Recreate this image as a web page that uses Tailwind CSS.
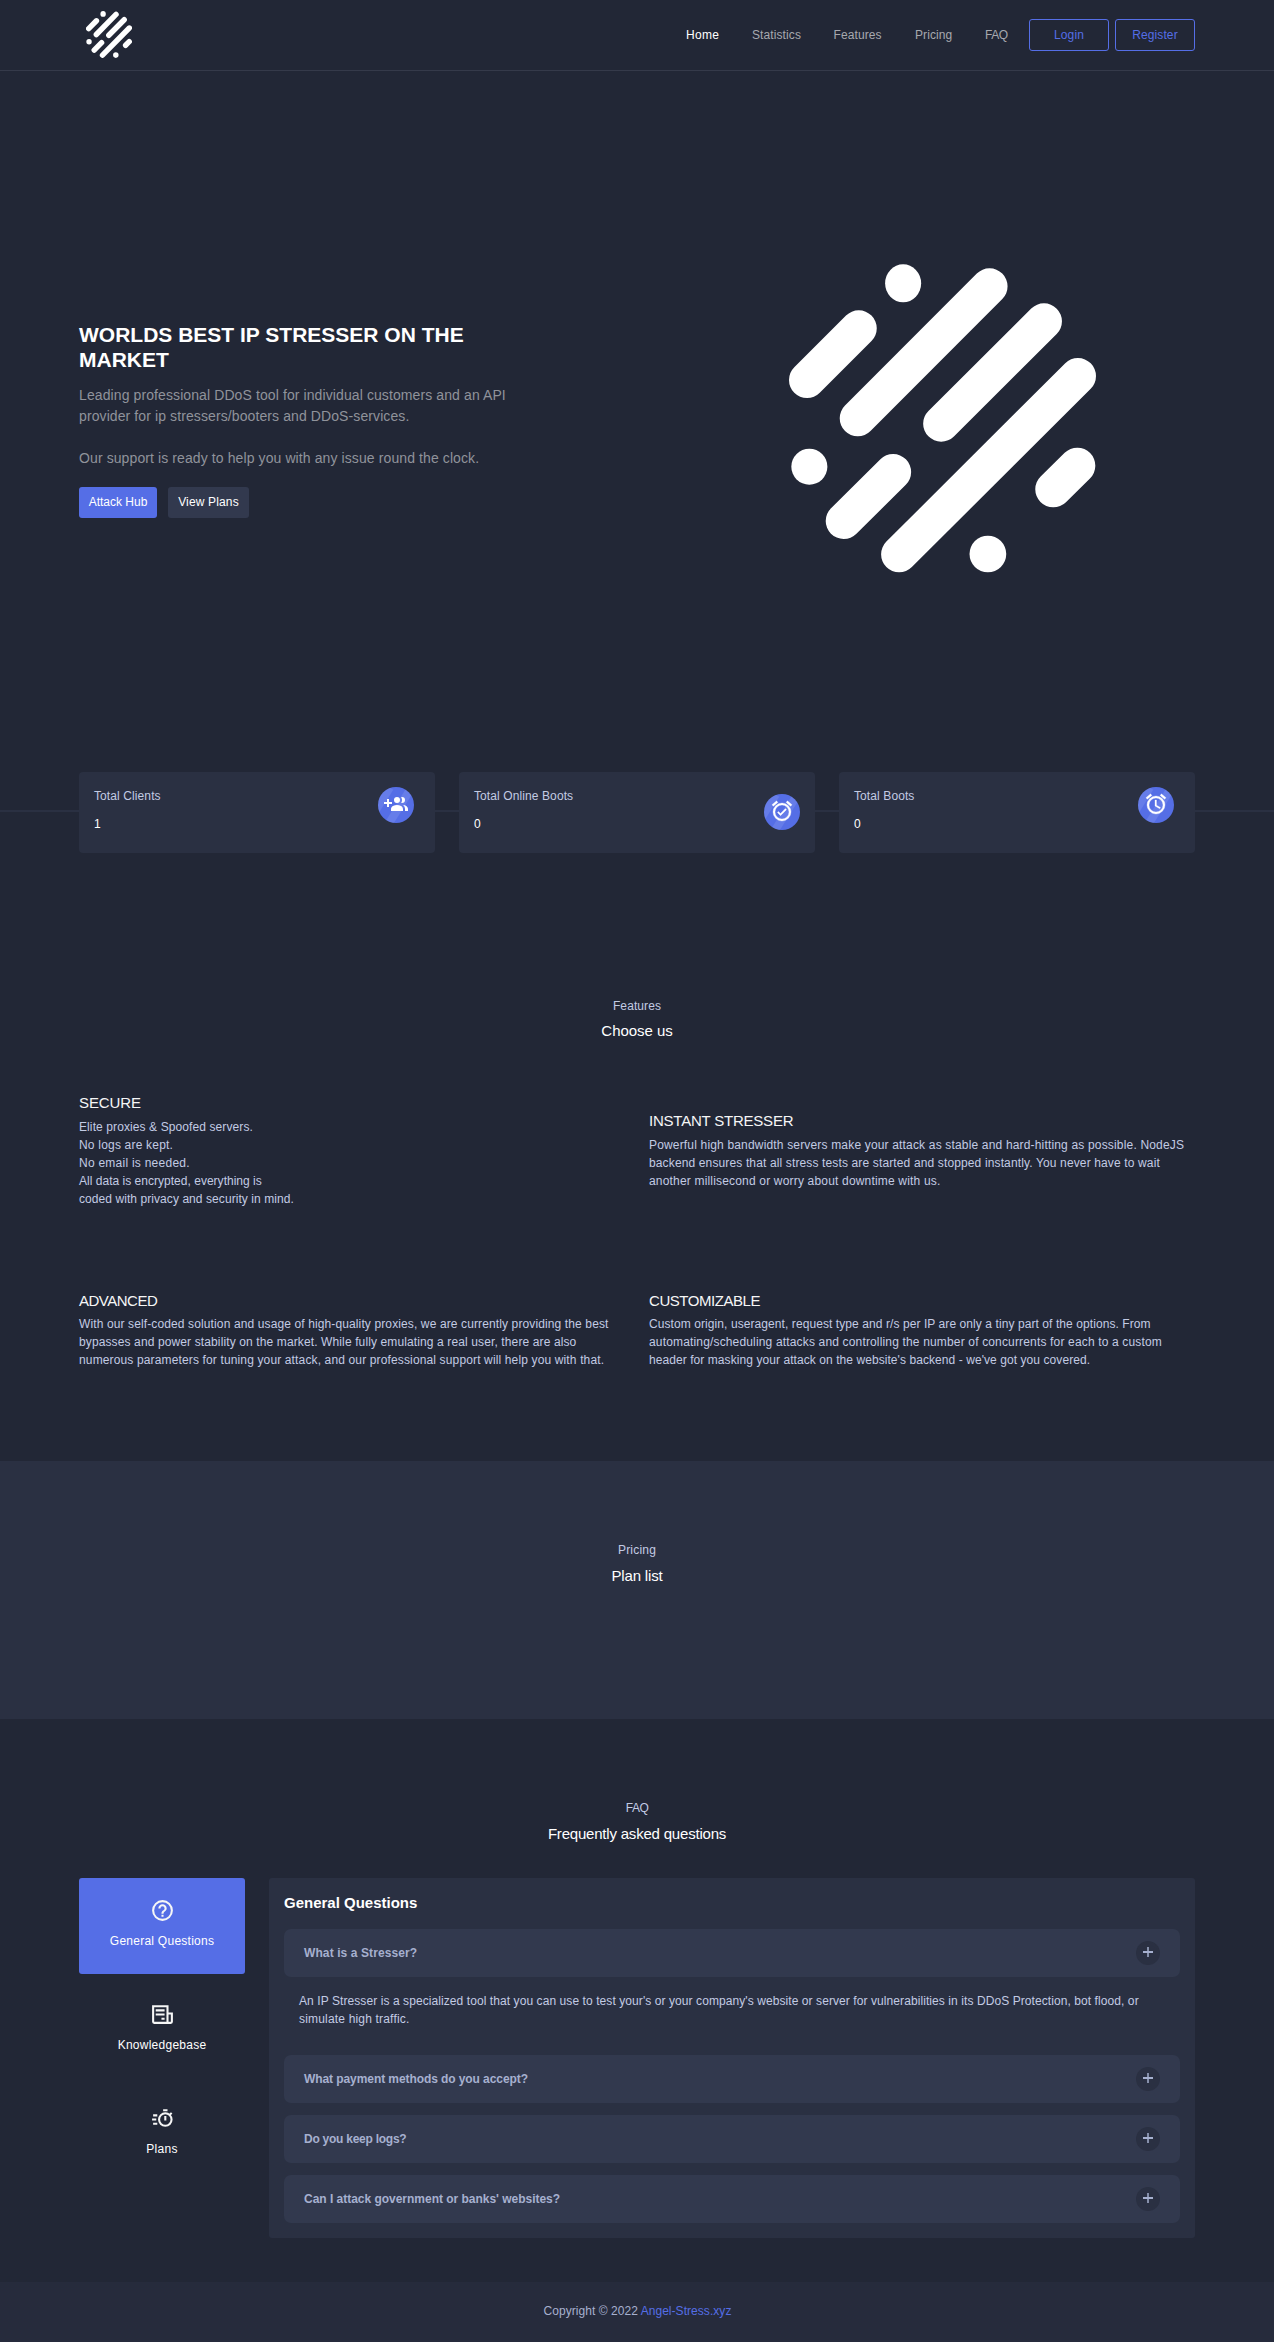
<!DOCTYPE html>
<html lang="en">
<head>
<meta charset="utf-8">
<title>Angel-Stress.xyz</title>
<script src="https://cdn.jsdelivr.net/npm/@tailwindcss/browser@4"></script>
</head>
<body class="bg-[#222736] font-['Liberation_Sans',Arial,sans-serif] text-xs leading-[18px] tracking-[0.1px] text-[#c3cbe4]">

<svg class="hidden">
  <symbol id="brand" viewBox="87 71 920 927" preserveAspectRatio="none">
    <g fill="none" stroke="#fff" stroke-width="108" stroke-linecap="round">
      <path d="M296 264L141 419M688 138L293 534M851 243L543 550M953 407L417 942M399 695L251 842M951 676L879 747"/>
    </g>
    <ellipse cx="429" cy="129" rx="54" ry="57" fill="#fff"/>
    <circle cx="148" cy="679" r="54" fill="#fff"/>
    <circle cx="683" cy="941" r="55" fill="#fff"/>
  </symbol>
  <symbol id="plus" viewBox="0 0 10 10">
    <path d="M0 5H10" stroke="#a6b0cf" stroke-width="2"/><path d="M5 0V10" stroke="#a6b0cf" stroke-width="1.5"/>
  </symbol>
</svg>

<header class="h-[71px] border-b border-[#353a4a]">
  <div class="mx-auto flex h-[70px] w-[1116px] items-center">
    <svg class="mb-px ml-[7px] h-[47px] w-[46px]"><use href="#brand"/></svg>
    <nav class="ml-auto flex gap-8 pr-[22px] whitespace-nowrap text-[#a7a9af]">
      <a class="w-[34px] tracking-[0.3px] text-white">Home</a><a class="w-[49.5px]">Statistics</a><a class="w-[49.5px]">Features</a><a class="w-[38px]">Pricing</a><a class="w-[22px] tracking-[-0.5px]">FAQ</a>
    </nav>
    <div class="flex gap-1.5 text-center text-[#556ee6]">
      <a class="h-8 w-20 rounded-[3px] border border-[#556ee6] leading-[30px]">Login</a>
      <a class="h-8 w-20 rounded-[3px] border border-[#556ee6] leading-[30px]">Register</a>
    </div>
  </div>
</header>

<section class="h-[741px] border-b-2 border-[#2a3042]">
  <div class="mx-auto flex w-[1116px] justify-between pt-[193px]">
    <div class="w-[440px] pt-[58px]">
      <h1 class="text-[21px] leading-[25px] font-bold tracking-normal text-white">WORLDS BEST IP STRESSER ON THE MARKET</h1>
      <p class="mt-[13px] text-sm leading-[21px] tracking-[0.1px] text-[#90939b]">Leading professional DDoS tool for individual customers and an API provider for ip stressers/booters and DDoS-services.<br><br>Our support is ready to help you with any issue round the clock.</p>
      <div class="mt-[18px] flex gap-[11px] text-center leading-[31px] text-white">
        <a class="h-[31px] w-[78px] rounded-[3px] bg-[#556ee6] tracking-normal">Attack Hub</a>
        <a class="h-[31px] w-[81px] rounded-[3px] bg-[#32394e] tracking-[0.15px]">View Plans</a>
      </div>
    </div>
    <svg class="mr-[99px] h-[309px] w-[307px]"><use href="#brand"/></svg>
  </div>
</section>

<section class="relative mx-auto -mt-10 grid w-[1116px] grid-cols-3 gap-6">
  <div class="flex h-[81px] justify-between rounded bg-[#2a3042] py-[15px] pr-[21px] pl-[15px]">
    <div><p>Total Clients</p><p class="mt-2.5 text-white">1</p></div>
    <div class="relative flex size-9 justify-center overflow-hidden rounded-full bg-[#556ee6] pt-[5px]">
      <i class="absolute -top-[5px] left-4 h-[54px] w-2 rotate-[32deg] bg-white/10"></i>
      <i class="absolute -top-[5px] -left-3 h-[54px] w-3.5 rotate-[32deg] bg-white/10"></i>
      <svg class="relative size-6" viewBox="0 0 24 24" fill="#fff"><path d="M19 17V19H7V17S7 13 13 13 19 17 19 17M16 8A3 3 0 1 0 13 11A3 3 0 0 0 16 8M19.2 13.06A5.6 5.6 0 0 1 21 17V19H24V17S24 13.55 19.2 13.06M18 5A2.91 2.91 0 0 0 17.11 5.14A5 5 0 0 1 17.11 10.86A2.91 2.91 0 0 0 18 11A3 3 0 0 0 18 5M8 10H5V7H3V10H0V12H3V15H5V12H8Z"/></svg>
    </div>
  </div>
  <div class="flex h-[81px] justify-between rounded bg-[#2a3042] p-[15px]">
    <div><p>Total Online Boots</p><p class="mt-2.5 text-white">0</p></div>
    <div class="relative mt-[7px] flex size-9 justify-center overflow-hidden rounded-full bg-[#556ee6] pt-[5px]">
      <i class="absolute -top-[5px] left-4 h-[54px] w-2 rotate-[32deg] bg-white/10"></i>
      <i class="absolute -top-[5px] -left-3 h-[54px] w-3.5 rotate-[32deg] bg-white/10"></i>
      <svg class="relative size-6" viewBox="0 0 24 24" fill="#fff" stroke="#fff" stroke-width=".3" fill-rule="evenodd"><path d="M10.54 14.53L8.41 12.4L7.35 13.46L10.53 16.64L16.53 10.64L15.47 9.58L10.54 14.53M12 20A7 7 0 0 1 5 13A7 7 0 0 1 12 6A7 7 0 0 1 19 13A7 7 0 0 1 12 20M12 4A9 9 0 0 0 3 13A9 9 0 0 0 12 22A9 9 0 0 0 21 13A9 9 0 0 0 12 4M7.88 3.39L6.6 1.86L2 5.71L3.29 7.24L7.88 3.39M22 5.72L17.4 1.86L16.11 3.39L20.71 7.25L22 5.72Z"/></svg>
    </div>
  </div>
  <div class="flex h-[81px] justify-between rounded bg-[#2a3042] py-[15px] pr-[21px] pl-[15px]">
    <div><p>Total Boots</p><p class="mt-2.5 text-white">0</p></div>
    <div class="relative flex size-9 justify-center overflow-hidden rounded-full bg-[#556ee6] pt-[5px]">
      <i class="absolute -top-[5px] left-4 h-[54px] w-2 rotate-[32deg] bg-white/10"></i>
      <i class="absolute -top-[5px] -left-3 h-[54px] w-3.5 rotate-[32deg] bg-white/10"></i>
      <svg class="relative size-6" viewBox="0 0 24 24" fill="#fff" stroke="#fff" stroke-width=".3" fill-rule="evenodd"><path d="M12 20A7 7 0 0 1 5 13A7 7 0 0 1 12 6A7 7 0 0 1 19 13A7 7 0 0 1 12 20M12 4A9 9 0 0 0 3 13A9 9 0 0 0 12 22A9 9 0 0 0 21 13A9 9 0 0 0 12 4M12.5 8H11V14L15.75 16.85L16.5 15.62L12.5 13.25V8M7.88 3.39L6.6 1.86L2 5.71L3.29 7.24L7.88 3.39M22 5.72L17.4 1.86L16.11 3.39L20.71 7.25L22 5.72Z"/></svg>
    </div>
  </div>
</section>

<section class="mx-auto h-[608px] w-[1116px] pt-36">
  <div class="text-center">
    <p>Features</p>
    <h2 class="mt-[7px] text-[15px] leading-[18px] tracking-[-0.05px] text-white">Choose us</h2>
  </div>
  <div class="mt-[54px] grid grid-cols-2 items-center gap-x-6">
    <div>
      <h3 class="text-[15px] leading-[18px] tracking-[-0.1px] text-[#f6f6f6]">SECURE</h3>
      <p class="mt-1.5">Elite proxies &amp; Spoofed servers.<br><span class="tracking-[0.2px]">No logs are kept.</span><br><span class="tracking-[0.25px]">No email is needed.</span><br><span class="tracking-[0.02px]">All data is encrypted, everything is</span><br><span class="tracking-[0.07px]">coded with privacy and security in mind.</span></p>
    </div>
    <div>
      <h3 class="text-[15px] leading-[18px] tracking-[-0.22px] text-[#f6f6f6]">INSTANT STRESSER</h3>
      <p class="mt-1.5 whitespace-nowrap"><span class="tracking-[0.17px]">Powerful high bandwidth servers make your attack as stable and hard-hitting as possible. NodeJS</span><br><span class="tracking-[0.135px]">backend ensures that all stress tests are started and stopped instantly. You never have to wait</span><br><span class="tracking-[0.18px]">another millisecond or worry about downtime with us.</span></p>
    </div>
  </div>
  <div class="mt-[84px] grid grid-cols-2 items-center gap-x-6">
    <div>
      <h3 class="text-[15px] leading-[18px] tracking-[-0.5px] text-[#f6f6f6]">ADVANCED</h3>
      <p class="mt-[5px] whitespace-nowrap"><span class="tracking-[0.12px]">With our self-coded solution and usage of high-quality proxies, we are currently providing the best</span><br><span class="tracking-[0.12px]">bypasses and power stability on the market. While fully emulating a real user, there are also</span><br><span class="tracking-[0.14px]">numerous parameters for tuning your attack, and our professional support will help you with that.</span></p>
    </div>
    <div>
      <h3 class="text-[15px] leading-[18px] tracking-[-0.45px] text-[#f6f6f6]">CUSTOMIZABLE</h3>
      <p class="mt-[5px] whitespace-nowrap"><span class="tracking-[0.08px]">Custom origin, useragent, request type and r/s per IP are only a tiny part of the options. From</span><br><span class="tracking-[0.16px]">automating/scheduling attacks and controlling the number of concurrents for each to a custom</span><br><span class="tracking-[0.07px]">header for masking your attack on the website's backend - we've got you covered.</span></p>
    </div>
  </div>
</section>

<section class="h-[258px] bg-[#2a3042] pt-20 text-center">
  <p class="tracking-[0.2px]">Pricing</p>
  <h2 class="mt-2 text-[15px] leading-[18px] tracking-[-0.15px] text-white">Plan list</h2>
</section>

<section class="mx-auto w-[1116px] pt-20 pb-11">
  <div class="text-center">
    <p class="tracking-[-0.5px]">FAQ</p>
    <h2 class="mt-2 text-[15px] leading-[18px] tracking-[-0.2px] text-white">Frequently asked questions</h2>
  </div>
  <div class="mt-[35px] flex gap-6">
    <div class="flex w-[166px] flex-col gap-2 text-center tracking-[0.25px] text-white">
      <a class="flex h-24 flex-col items-center rounded-[3px] bg-[#556ee6] pt-5">
        <svg class="size-[25px]" viewBox="0 0 24 24" fill="#f6f6f6"><path d="M11 18H13V16H11V18M12 2A10 10 0 1 0 22 12A10 10 0 0 0 12 2M12 20A8 8 0 1 1 20 12A8 8 0 0 1 12 20M12 6A4 4 0 0 0 8 10H10A2 2 0 1 1 14 10C14 12 11 11.75 11 15H13C13 12.75 16 12.5 16 10A4 4 0 0 0 12 6Z"/></svg>
        <span class="mt-[9px]">General Questions</span>
      </a>
      <a class="flex h-24 flex-col items-center pt-5">
        <svg class="size-[25px]" viewBox="0 0 24 24" fill="none" stroke="#f6f6f6" stroke-width="2"><path d="M3 4H16.8V20H4a1 1 0 0 1-1-1ZM17 11H21V19a1 1 0 0 1-1 1H17M5.5 8H14M5.5 12H14M11 16H14"/></svg>
        <span class="mt-[9px]">Knowledgebase</span>
      </a>
      <a class="flex h-24 flex-col items-center pt-5">
        <svg class="size-[25px]" viewBox="0 0 24 24" fill="none" stroke="#f6f6f6" stroke-width="2"><circle cx="14.7" cy="13" r="6"/><path d="M12.6 4H16.8M18.8 8.6L20.8 6.6M14.7 9.5V14M3 9H7M2 13H6M3 17H7"/></svg>
        <span class="mt-[9px]">Plans</span>
      </a>
    </div>
    <div class="h-[360px] flex-1 rounded-[3px] bg-[#2a3042] px-[15px] pt-4">
      <h3 class="text-[15px] leading-[18px] font-bold tracking-normal text-white">General Questions</h3>
      <div class="mt-[17px] flex h-12 items-center justify-between rounded-[7px] bg-[#32394e] px-5 font-bold text-[#a6b0cf]">
        <span>What is a Stresser?</span>
        <span class="flex size-6 justify-center rounded-full bg-[#2a3042] pt-1.5"><svg class="size-2.5"><use href="#plus"/></svg></span>
      </div>
      <p class="h-[78px] px-[15px] pt-[15px] whitespace-nowrap"><span class="tracking-[0.08px]">An IP Stresser is a specialized tool that you can use to test your's or your company's website or server for vulnerabilities in its DDoS Protection, bot flood, or</span><br><span class="tracking-[0.18px]">simulate high traffic.</span></p>
      <div class="flex h-12 items-center justify-between rounded-[7px] bg-[#32394e] px-5 font-bold text-[#a6b0cf]">
        <span class="tracking-[-0.08px]">What payment methods do you accept?</span>
        <span class="flex size-6 justify-center rounded-full bg-[#2a3042] pt-1.5"><svg class="size-2.5"><use href="#plus"/></svg></span>
      </div>
      <div class="mt-3 flex h-12 items-center justify-between rounded-[7px] bg-[#32394e] px-5 font-bold text-[#a6b0cf]">
        <span class="tracking-[-0.25px]">Do you keep logs?</span>
        <span class="flex size-6 justify-center rounded-full bg-[#2a3042] pt-1.5"><svg class="size-2.5"><use href="#plus"/></svg></span>
      </div>
      <div class="mt-3 flex h-12 items-center justify-between rounded-[7px] bg-[#32394e] px-5 font-bold text-[#a6b0cf]">
        <span class="tracking-[-0.02px]">Can I attack government or banks' websites?</span>
        <span class="flex size-6 justify-center rounded-full bg-[#2a3042] pt-1.5"><svg class="size-2.5"><use href="#plus"/></svg></span>
      </div>
    </div>
  </div>
</section>

<footer class="h-[60px] bg-[#262b3c] pt-5 pl-px text-center tracking-[0.05px] text-[#a6b0cf]">Copyright © 2022 <a class="text-[#556ee6]">Angel-Stress.xyz</a></footer>
</body>
</html>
--------------------------------
§ **Your instructions**
Would you reproduce the lines above, from the very first through the line containing "font-['Liberation_Sans',Arial,sans-serif] text-xs leading-[18px]", exactly and without the pictures?

§ **Response**
Recreate this image as a web page that uses Tailwind CSS.
<!DOCTYPE html>
<html lang="en">
<head>
<meta charset="utf-8">
<title>Angel-Stress.xyz</title>
<script src="https://cdn.jsdelivr.net/npm/@tailwindcss/browser@4"></script>
</head>
<body class="bg-[#222736] font-['Liberation_Sans',Arial,sans-serif] text-xs leading-[18px] tracking-[0.1px] text-[#c3cbe4]">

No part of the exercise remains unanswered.